Calibrating Interferometers With High-quality DEMS

Mike Seymour and Ian Cumming
University of British Columbia
Dept. of Electrical and Computer Engineering
2356 Main Mall, Vancouver, B.C.,Canada V6T 1Z4
tel: +1-604-822-4988     fax: +1-604-822-5949
http://www.ee.ubc.ca/sar/
Presented at the International Geoscience and Remote Sensing Symposium, IGARSS'97, Singapore, August 3-8, 1997.


Contents

Abstract

  1. Introduction
  2. Overview of Algorithm
  3. Algorithm Performance
  4. Simulations
  5. ERS Example
  6. Conclusions


Abstract

We have developed a method for employing DEMs to estimate the geometry of SAR images used in interferometric SAR processing. The geometry of the interferometer is important because it controls the mapping of topography to interferometric phase. We give an overview of the method and then describe the performance of the algorithm. Simulations are presented as examples of the algorithm performance. Finally, comparisons of geometry derived using medium to high quality DEMs for an ERS FRINGE test site with precision orbit data are also made. We found the prime limitation on the performance of the algorithm is the influence of DEM errors on estimating the error due to improper baseline estimates.


1.     Introduction

Synthetic aperture radar interferometry (InSAR) is a technique for estimating topography using the phase difference between coincident SAR images. One important part of the InSAR algorithm is calibrating the interferometer by estimating the geometry (e.g. the baseline magnitude and orientation) of the coincident SAR images. In addition, InSAR's emphasis on coherently processing overlapping data sets has spawned a number of other applications which usually require relative geometry of SAR images.

There are a number of different methods for estimating the baseline magnitude and orientation at various accuracies [1,2,3]. To obtain accurate baseline estimates, existing height control points [1] must be used along with the unwrapped phase data. For ERS data, precision orbit data provide baselines which are sufficiently accurate to perform differential interferometry to detect centimeter magnitude topographic changes [4] but not accurate enough for topographic estimation.

There is actually a great range of quality and resolution in existing digital elevation model (DEM) data See Bruce Gitting's DEM catalog at http://www.geo.ed.ac.uk/home/ded.html . At one end of the spectrum there is the GTOPO30 (See http://edcwww.cr.usgs.gov/landdaac/gtopo30/gtopo30.html ) data set which has coverage over most of the Earth's land surface and is currently available publically from the United States Geological Survey (USGS). GTOPO30 has low resolution with nominal posting of 1 km and nominal 90 significance level of 160 meters. This DEM is ideally suited to large scale modelling of the Earth's topography. At the other end of the spectrum are DEMs of high resolution and very high accuracy (RMS error <1 meter) which generally cover small areas and are not publically available. In between these two extremes there is a range of DEM data usually with regional coverage and sampling spacing of 30 to 200 meters and accuracy from 5 to 30 meters. For example, in the province of British Columbia in Canada, TRIM trim digitial maps provide data sampled at nominally 100 m posting with accuracy of 5m. Note that if the DEM quality or resolution is poorer than the nominal 30 m posting, 10 m RMS error, performance of SAR interferometry, the InSAR DEM can be used to enhance the resolution and quality of the existing DEM data.

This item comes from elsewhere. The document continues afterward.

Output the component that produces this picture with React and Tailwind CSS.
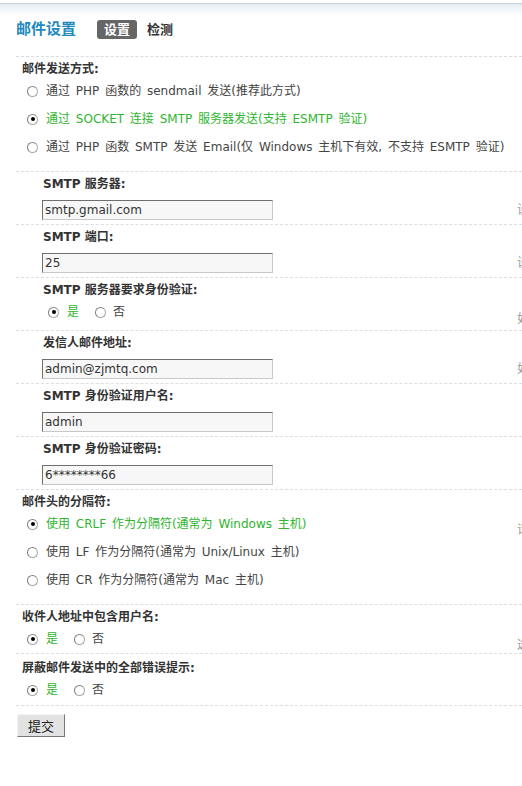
import React from "react";

const GREEN = "text-[#2fb52f]";

function Radio({ checked }) {
  return (
    <span className="w-[11px] h-[11px] shrink-0 rounded-full border border-[#a8a8a8] border-l-[#808080] border-t-[#808080] bg-white flex items-center justify-center">
      {checked && <span className="w-[4px] h-[4px] rounded-full bg-black" />}
    </span>
  );
}

function Option({ checked, children }) {
  return (
    <div className={"h-[28px] flex items-center gap-[8px] " + (checked ? GREEN : "")}>
      <Radio checked={checked} />
      <span className="whitespace-nowrap [word-spacing:2px]">{children}</span>
    </div>
  );
}

function YesNo({ indent }) {
  return (
    <div className={"h-[28px] flex items-center " + indent}>
      <Radio checked />
      <span className={"ml-[8px] " + GREEN}>是</span>
      <span className="ml-[16px]">
        <Radio />
      </span>
      <span className="ml-[7px]">否</span>
    </div>
  );
}

function Label({ children, indent }) {
  return <div className={"h-[16px] leading-[16px] font-bold text-[#333] whitespace-nowrap " + indent}>{children}</div>;
}

function Hint({ children, top = "pt-[30px]" }) {
  return <div className={"text-[#999] whitespace-nowrap leading-[16px] " + top}>{children}</div>;
}

function Row({ children, hint, hintTop, className = "" }) {
  return (
    <div className={"flex border-t border-dashed border-[#d6e0e6] " + className}>
      <div className="w-[501px] shrink-0">{children}</div>
      {hint && <Hint top={hintTop}>{hint}</Hint>}
    </div>
  );
}

function InputRow({ label, value, hint }) {
  return (
    <Row hint={hint} className="pt-[4px] pb-[4px]" hintTop="pt-[26px]">
      <Label indent="pl-[27px]">{label}</Label>
      <div className="mt-[8px] ml-[26px] w-[231px] h-[20px] bg-[#f7f7f7] border border-[#c8c8c8] border-t-[#6f6f6f] border-l-[#6f6f6f] pl-[2px] leading-[18px] text-[#333]">
        {value}
      </div>
    </Row>
  );
}

export default function App() {
  return (
    <div className="w-[522px] min-h-[786px] bg-white overflow-hidden text-[12px] text-[#444] font-[DejaVu_Sans,Noto_Sans_CJK_SC,sans-serif]">
      <div className="mt-[3px] h-[13px] border-t border-[#c5d3dc] bg-linear-to-b from-[#e4edf2] to-white" />

      <div className="pl-[16px]">
        <div className="mt-[4px] h-[19px] flex items-center">
          <span className="text-[15px] font-bold text-[#2389bd] leading-[19px]">邮件设置</span>
          <span className="ml-[21px] h-[19px] w-[40px] rounded-[3px] bg-[#666] text-white font-bold text-[13px] leading-[19px] text-center">
            设置
          </span>
          <span className="ml-[10px] font-bold text-[13px] text-[#333]">检测</span>
        </div>

        <div className="mt-[17px]">
          <Row className="pt-[4px] pb-[10px] border-[#d8dde0]">
            <Label indent="pl-[6px]">邮件发送方式:</Label>
            <div className="pl-[11px]">
              <Option>通过 PHP 函数的 sendmail 发送(推荐此方式)</Option>
              <Option checked>通过 SOCKET 连接 SMTP 服务器发送(支持 ESMTP 验证)</Option>
              <Option>通过 PHP 函数 SMTP 发送 Email(仅 Windows 主机下有效, 不支持 ESMTP 验证)</Option>
            </div>
          </Row>

          <InputRow label="SMTP 服务器:" value="smtp.gmail.com" hint="设置 SMTP 服务器的地址" />
          <InputRow label="SMTP 端口:" value="25" hint="设置 SMTP 服务器的端口, 默认为 25" />

          <Row className="pt-[4px] pb-[3px]" hint="如果 SMTP 服务器要求身份验证才可以发信, 请选择“是”" hintTop="pt-[29px]">
            <Label indent="pl-[27px]">SMTP 服务器要求身份验证:</Label>
            <YesNo indent="pl-[32px]" />
          </Row>

          <InputRow label="发信人邮件地址:" value="admin@zjmtq.com" hint="如果需要验证, 必须为本服务器的邮件地址" />
          <InputRow label="SMTP 身份验证用户名:" value="admin" />
          <InputRow label="SMTP 身份验证密码:" value="6********66" />

          <Row className="pt-[4px] pb-[10px]" hint="请根据您邮件服务器的设置调整此参数" hintTop="pt-[28px]">
            <Label indent="pl-[6px]">邮件头的分隔符:</Label>
            <div className="pl-[11px]">
              <Option checked>使用 CRLF 作为分隔符(通常为 Windows 主机)</Option>
              <Option>使用 LF 作为分隔符(通常为 Unix/Linux 主机)</Option>
              <Option>使用 CR 作为分隔符(通常为 Mac 主机)</Option>
            </div>
          </Row>

          <Row className="pt-[4px]" hint="选择“是”将在收件人地址中包含用户名" hintTop="pt-[28px]">
            <Label indent="pl-[6px]">收件人地址中包含用户名:</Label>
            <YesNo indent="pl-[11px]" />
          </Row>

          <Row className="pt-[6px] pb-[1px] border-b">
            <Label indent="pl-[6px]">屏蔽邮件发送中的全部错误提示:</Label>
            <YesNo indent="pl-[11px]" />
          </Row>
        </div>

        <button className="mt-[8px] ml-[1px] w-[48px] h-[23px] bg-[#e2e2e2] border border-[#f4f4f4] border-r-[#777] border-b-[#777] text-[13px] text-[#222] font-[Noto_Sans_CJK_SC,sans-serif] leading-[20px]">
          提交
        </button>
      </div>
    </div>
  );
}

Existing DEM data can be applied in both the flattening and calibration stages of processing [6,7]. In particular, the calibration operation with an existing DEM can proceed without phase unwrapping, thereby avoiding a potentially difficult processing step. In the following, we investigate the performance of the baseline estimation algorithm. We start by giving a brief overview of the algorithm in Section 2 followed by an error analysis in Section 3. Simulations results are described in Section 4. An example of processing with an ERS data set is given in Section 5. Finally, some conclusions are given in Section 6.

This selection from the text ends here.